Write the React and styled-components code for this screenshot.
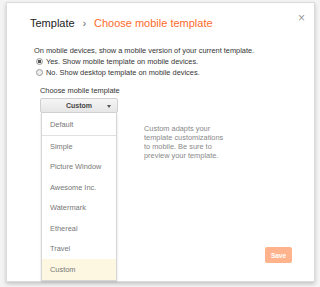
import React from 'react';
import styled, { createGlobalStyle } from 'styled-components';

const GlobalStyle = createGlobalStyle`
  html, body {
    margin: 0;
    padding: 0;
    background: #f4f4f4;
    font-family: Arial, "Liberation Sans", sans-serif;
  }
`;

const Page = styled.div`
  width: 320px;
  height: 287px;
  padding: 2px 6px 0 6px;
  box-sizing: border-box;
  overflow: hidden;
`;

const Dialog = styled.div`
  position: relative;
  width: 309px;
  height: 280px;
  box-sizing: border-box;
  background: #fff;
  border: 1px solid #dcdcdc;
  box-shadow: 0 2px 4px rgba(0, 0, 0, 0.2);
  padding: 14px 0 0 23px;
`;

const Close = styled.span`
  position: absolute;
  top: 9px;
  right: 9px;
  font-size: 12px;
  color: #999;
  line-height: 1;
`;

const Title = styled.h1`
  margin: 0;
  font-weight: normal;
  font-size: 11px;
  color: #222;
  display: flex;
  align-items: baseline;
  gap: 8px;
  height: 18px;
`;

const Crumb = styled.span`
  color: ${(p) => (p.$active ? '#ff6a2b' : '#222')};
`;

const Sep = styled.span`
  font-size: 10px;
  color: #555;
`;

const Intro = styled.p`
  margin: 11px 0 0 4px;
  font-size: 7.4px;
  color: #333;
  line-height: 10px;
`;

const Radio = styled.label`
  display: flex;
  align-items: center;
  gap: 3px;
  margin-left: 6px;
  font-size: 7.4px;
  color: #333;
  height: 11px;
`;

const Dot = styled.span`
  width: 5px;
  height: 5px;
  border-radius: 50%;
  border: 1px solid #999;
  background: ${(p) => (p.$checked ? 'radial-gradient(#555 40%, #eee 50%)' : '#eee')};
`;

const Body = styled.div`
  display: flex;
  margin-top: 8px;
  margin-left: 10px;
`;

const Picker = styled.div`
  display: flex;
  flex-direction: column;
  width: 78px;
`;

const Label = styled.div`
  font-size: 7.4px;
  color: #333;
  height: 12px;
  white-space: nowrap;
`;

const Select = styled.div`
  height: 15px;
  box-sizing: border-box;
  border: 1px solid #d0d0d0;
  border-radius: 2px;
  background: linear-gradient(#f5f5f5, #e6e6e6);
  display: flex;
  align-items: center;
  justify-content: center;
  position: relative;
  font-size: 7px;
  font-weight: bold;
  color: #444;
`;

const Caret = styled.span`
  position: absolute;
  right: 6px;
  top: 6px;
  border-left: 2.5px solid transparent;
  border-right: 2.5px solid transparent;
  border-top: 3px solid #555;
`;

const Menu = styled.ul`
  list-style: none;
  margin: 0 1px;
  padding: 0;
  border: 1px solid #d6d6d6;
  border-top: none;
  box-shadow: 0 1px 2px rgba(0, 0, 0, 0.15);
`;

const Item = styled.li`
  height: ${(p) => (p.$first ? 22 : 20.5)}px;
  display: flex;
  align-items: center;
  padding-left: 8px;
  font-size: 7.4px;
  color: #777;
  background: ${(p) => (p.$selected ? '#fdf7e2' : '#fff')};
  border-bottom: ${(p) => (p.$first ? '1px solid #e0e0e0' : 'none')};
`;

const Help = styled.p`
  margin: 38px 0 0 26px;
  width: 83px;
  font-size: 7.4px;
  line-height: 9px;
  color: #888;
`;

const Save = styled.button`
  position: absolute;
  right: 22px;
  bottom: 18px;
  width: 27px;
  height: 16px;
  border: none;
  border-radius: 2px;
  background: #ffb38d;
  color: #fff;
  font-family: Arial, "Liberation Sans", sans-serif;
  font-size: 6.5px;
  font-weight: bold;
  padding: 0;
`;

const templates = [
  'Default',
  'Simple',
  'Picture Window',
  'Awesome Inc.',
  'Watermark',
  'Ethereal',
  'Travel',
  'Custom',
];

export default function App() {
  return (
    <Page>
      <GlobalStyle />
      <Dialog>
        <Close>×</Close>
        <Title>
          <Crumb>Template</Crumb>
          <Sep>›</Sep>
          <Crumb $active>Choose mobile template</Crumb>
        </Title>
        <Intro>On mobile devices, show a mobile version of your current template.</Intro>
        <Radio>
          <Dot $checked />
          Yes. Show mobile template on mobile devices.
        </Radio>
        <Radio>
          <Dot />
          No. Show desktop template on mobile devices.
        </Radio>
        <Body>
          <Picker>
            <Label>Choose mobile template</Label>
            <Select>
              Custom
              <Caret />
            </Select>
            <Menu>
              {templates.map((t, i) => (
                <Item key={t} $first={i === 0} $selected={t === 'Custom'}>
                  {t}
                </Item>
              ))}
            </Menu>
          </Picker>
          <Help>
            Custom adapts your template customizations to mobile. Be sure to preview your template.
          </Help>
        </Body>
        <Save>Save</Save>
      </Dialog>
    </Page>
  );
}
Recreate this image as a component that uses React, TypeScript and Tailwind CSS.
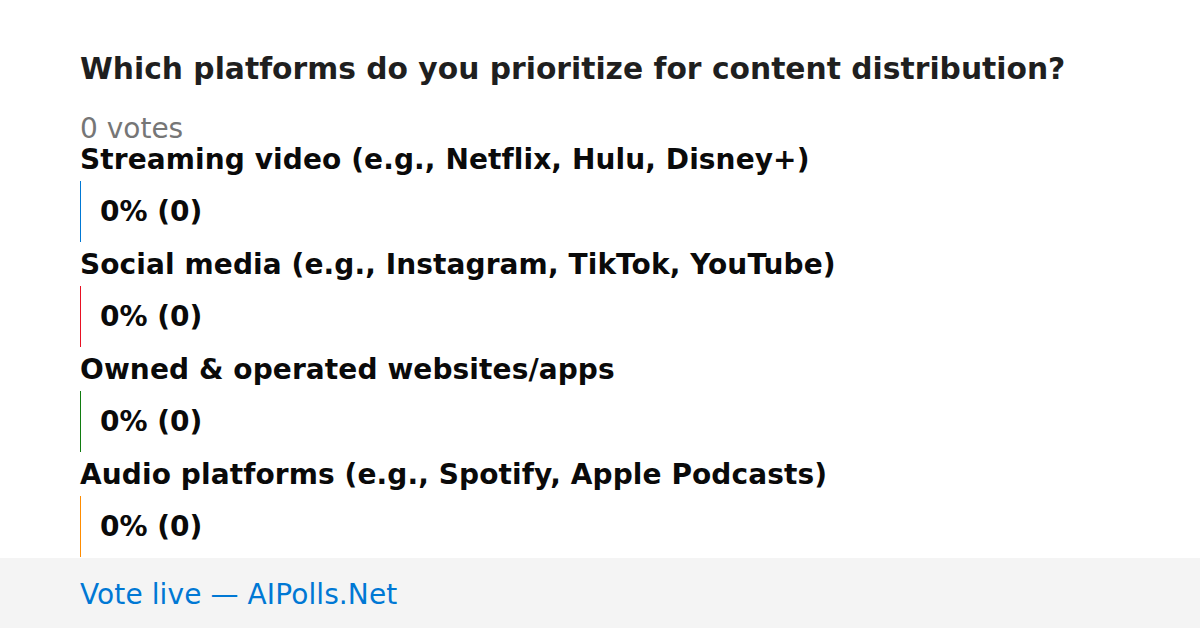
const OPTIONS = [
  { label: "Streaming video (e.g., Netflix, Hulu, Disney+)", color: "border-[#0078d4]" },
  { label: "Social media (e.g., Instagram, TikTok, YouTube)", color: "border-[#e81123]" },
  { label: "Owned & operated websites/apps", color: "border-[#107c10]" },
  { label: "Audio platforms (e.g., Spotify, Apple Podcasts)", color: "border-[#ff8c00]" },
] as const;

export default function App() {
  return (
    <div className="flex h-[628px] w-[1200px] flex-col overflow-hidden bg-white font-['DejaVu_Sans',sans-serif] text-[28px] leading-[31px]">
      <main className="min-h-0 flex-1 overflow-hidden px-20 pt-[53px]">
        <h1 className="mb-[29px] text-[29.75px] font-bold text-[#1f1f1f]">
          Which platforms do you prioritize for content distribution?
        </h1>
        <p className="text-[#767676]">0 votes</p>
        <ul>
          {OPTIONS.map((o) => (
            <li key={o.label} className="mb-[7px]">
              <div className="font-bold tracking-[0.1px] text-[#0a0a0a]">{o.label}</div>
              <div className={`mt-[6px] flex h-[61px] items-center border-l pl-[19px] ${o.color}`}>
                <span className="font-bold text-[#0a0a0a]">0% (0)</span>
              </div>
            </li>
          ))}
        </ul>
      </main>
      <footer className="flex h-[70px] shrink-0 items-center bg-[#f4f4f4] px-20 pt-[3px]">
        <span className="tracking-[0.1px] text-[#0078d4]">Vote live — AIPolls.Net</span>
      </footer>
    </div>
  );
}
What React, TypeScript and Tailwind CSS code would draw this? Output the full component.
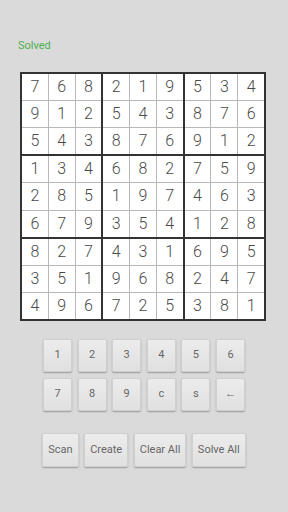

◇ ◇ ◇ ◇

→ Stated exercise: Repeat the material verbatim. Do not carry over any picture.

→ Task output:
Write the React and styled-components code for this screenshot.
import React from 'react';
import styled, { createGlobalStyle } from 'styled-components';

const GlobalStyle = createGlobalStyle`
  html, body {
    margin: 0;
    padding: 0;
    background: #f4f4f4;
    font-family: Arial, "Liberation Sans", sans-serif;
  }
`;

const Page = styled.div`
  width: 320px;
  height: 287px;
  padding: 2px 6px 0 6px;
  box-sizing: border-box;
  overflow: hidden;
`;

const Dialog = styled.div`
  position: relative;
  width: 309px;
  height: 280px;
  box-sizing: border-box;
  background: #fff;
  border: 1px solid #dcdcdc;
  box-shadow: 0 2px 4px rgba(0, 0, 0, 0.2);
  padding: 14px 0 0 23px;
`;

const Close = styled.span`
  position: absolute;
  top: 9px;
  right: 9px;
  font-size: 12px;
  color: #999;
  line-height: 1;
`;

const Title = styled.h1`
  margin: 0;
  font-weight: normal;
  font-size: 11px;
  color: #222;
  display: flex;
  align-items: baseline;
  gap: 8px;
  height: 18px;
`;

const Crumb = styled.span`
  color: ${(p) => (p.$active ? '#ff6a2b' : '#222')};
`;

const Sep = styled.span`
  font-size: 10px;
  color: #555;
`;

const Intro = styled.p`
  margin: 11px 0 0 4px;
  font-size: 7.4px;
  color: #333;
  line-height: 10px;
`;

const Radio = styled.label`
  display: flex;
  align-items: center;
  gap: 3px;
  margin-left: 6px;
  font-size: 7.4px;
  color: #333;
  height: 11px;
`;

const Dot = styled.span`
  width: 5px;
  height: 5px;
  border-radius: 50%;
  border: 1px solid #999;
  background: ${(p) => (p.$checked ? 'radial-gradient(#555 40%, #eee 50%)' : '#eee')};
`;

const Body = styled.div`
  display: flex;
  margin-top: 8px;
  margin-left: 10px;
`;

const Picker = styled.div`
  display: flex;
  flex-direction: column;
  width: 78px;
`;

const Label = styled.div`
  font-size: 7.4px;
  color: #333;
  height: 12px;
  white-space: nowrap;
`;

const Select = styled.div`
  height: 15px;
  box-sizing: border-box;
  border: 1px solid #d0d0d0;
  border-radius: 2px;
  background: linear-gradient(#f5f5f5, #e6e6e6);
  display: flex;
  align-items: center;
  justify-content: center;
  position: relative;
  font-size: 7px;
  font-weight: bold;
  color: #444;
`;

const Caret = styled.span`
  position: absolute;
  right: 6px;
  top: 6px;
  border-left: 2.5px solid transparent;
  border-right: 2.5px solid transparent;
  border-top: 3px solid #555;
`;

const Menu = styled.ul`
  list-style: none;
  margin: 0 1px;
  padding: 0;
  border: 1px solid #d6d6d6;
  border-top: none;
  box-shadow: 0 1px 2px rgba(0, 0, 0, 0.15);
`;

const Item = styled.li`
  height: ${(p) => (p.$first ? 22 : 20.5)}px;
  display: flex;
  align-items: center;
  padding-left: 8px;
  font-size: 7.4px;
  color: #777;
  background: ${(p) => (p.$selected ? '#fdf7e2' : '#fff')};
  border-bottom: ${(p) => (p.$first ? '1px solid #e0e0e0' : 'none')};
`;

const Help = styled.p`
  margin: 38px 0 0 26px;
  width: 83px;
  font-size: 7.4px;
  line-height: 9px;
  color: #888;
`;

const Save = styled.button`
  position: absolute;
  right: 22px;
  bottom: 18px;
  width: 27px;
  height: 16px;
  border: none;
  border-radius: 2px;
  background: #ffb38d;
  color: #fff;
  font-family: Arial, "Liberation Sans", sans-serif;
  font-size: 6.5px;
  font-weight: bold;
  padding: 0;
`;

const templates = [
  'Default',
  'Simple',
  'Picture Window',
  'Awesome Inc.',
  'Watermark',
  'Ethereal',
  'Travel',
  'Custom',
];

export default function App() {
  return (
    <Page>
      <GlobalStyle />
      <Dialog>
        <Close>×</Close>
        <Title>
          <Crumb>Template</Crumb>
          <Sep>›</Sep>
          <Crumb $active>Choose mobile template</Crumb>
        </Title>
        <Intro>On mobile devices, show a mobile version of your current template.</Intro>
        <Radio>
          <Dot $checked />
          Yes. Show mobile template on mobile devices.
        </Radio>
        <Radio>
          <Dot />
          No. Show desktop template on mobile devices.
        </Radio>
        <Body>
          <Picker>
            <Label>Choose mobile template</Label>
            <Select>
              Custom
              <Caret />
            </Select>
            <Menu>
              {templates.map((t, i) => (
                <Item key={t} $first={i === 0} $selected={t === 'Custom'}>
                  {t}
                </Item>
              ))}
            </Menu>
          </Picker>
          <Help>
            Custom adapts your template customizations to mobile. Be sure to preview your template.
          </Help>
        </Body>
        <Save>Save</Save>
      </Dialog>
    </Page>
  );
}
Recreate this image as a component that uses React, TypeScript and Tailwind CSS.
const OPTIONS = [
  { label: "Streaming video (e.g., Netflix, Hulu, Disney+)", color: "border-[#0078d4]" },
  { label: "Social media (e.g., Instagram, TikTok, YouTube)", color: "border-[#e81123]" },
  { label: "Owned & operated websites/apps", color: "border-[#107c10]" },
  { label: "Audio platforms (e.g., Spotify, Apple Podcasts)", color: "border-[#ff8c00]" },
] as const;

export default function App() {
  return (
    <div className="flex h-[628px] w-[1200px] flex-col overflow-hidden bg-white font-['DejaVu_Sans',sans-serif] text-[28px] leading-[31px]">
      <main className="min-h-0 flex-1 overflow-hidden px-20 pt-[53px]">
        <h1 className="mb-[29px] text-[29.75px] font-bold text-[#1f1f1f]">
          Which platforms do you prioritize for content distribution?
        </h1>
        <p className="text-[#767676]">0 votes</p>
        <ul>
          {OPTIONS.map((o) => (
            <li key={o.label} className="mb-[7px]">
              <div className="font-bold tracking-[0.1px] text-[#0a0a0a]">{o.label}</div>
              <div className={`mt-[6px] flex h-[61px] items-center border-l pl-[19px] ${o.color}`}>
                <span className="font-bold text-[#0a0a0a]">0% (0)</span>
              </div>
            </li>
          ))}
        </ul>
      </main>
      <footer className="flex h-[70px] shrink-0 items-center bg-[#f4f4f4] px-20 pt-[3px]">
        <span className="tracking-[0.1px] text-[#0078d4]">Vote live — AIPolls.Net</span>
      </footer>
    </div>
  );
}
What React, TypeScript and Tailwind CSS code would draw this? Output the full component.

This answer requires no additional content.